Law 17.b applies to this maul. It fell down for an unsuccessful ending.
So the referee awards a scrum. Whose put-in?
Infringement/stoppage: A maul that ends unsuccessfully.
Location of scrum: In the scrum zone at the point closest to where the maul ended.
Who throws in: The team not in possession at the start of the maul. If the referee cannot decide which team had possession, the team moving forward before the maul stopped. If neither team was moving forward, the attacking team.
What the referee decides here is correct. Too often the maul, forms and then the ball-carrier’s knee touches the ground and the referee decides that a tackle had happened.
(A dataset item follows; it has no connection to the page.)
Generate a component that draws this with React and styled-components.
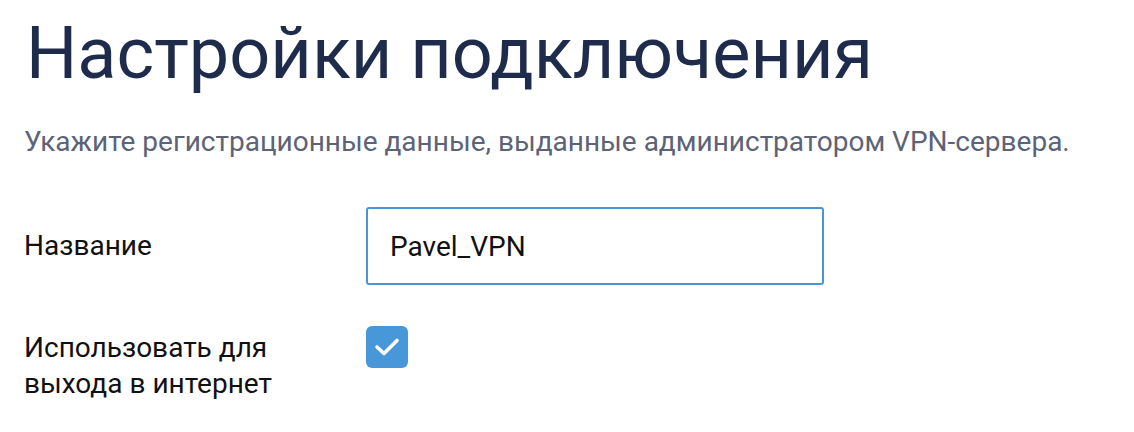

2. 10 minutes: “Standing up”
TJ Perenara of the Hurricanes puts the ball into a scrum. The Hurricanes put pressure on the Sharks and shunt them back. The front rows start bulging and then Kerron van Vuuren, the Sharks hooker, breaks his head clear of the front row. After allowing for advantage the referee penalises Van Vuuren for “standing up.”.
Below we have penalties for forward infringements while a scrum is taking place. Standing up is not one of them.
Pushing up is an infringement, not pulling out.
It could never be made an infringement because, mostly, a front row player pulls his head out because of pressure on his neck which is potentially dangerous. You will find that in most cases like this the hooker has his chin on his chest and cannot breathe. To expect him to stay through the pain and danger is lunacy.
Law 19 DURING A SCRUM
25. If a scrum collapses or if a player in the scrum is lifted or is forced upwards out of the scrum, the referee must blow the whistle immediately so that players stop pushing.
Law 19 DANGEROUS PLAY AND RESTRICTED PRACTICES IN A SCRUM
37. Dangerous play in a scrum includes:
a. A front-row charging against the opposition.
b. Pulling an opponent.
c. Intentionally lifting an opponent off their feet or forcing them upwards out of the scrum.
d. Intentionally collapsing a scrum.
e. Intentionally falling or kneeling.
This is an important point, too often wrongly refereed.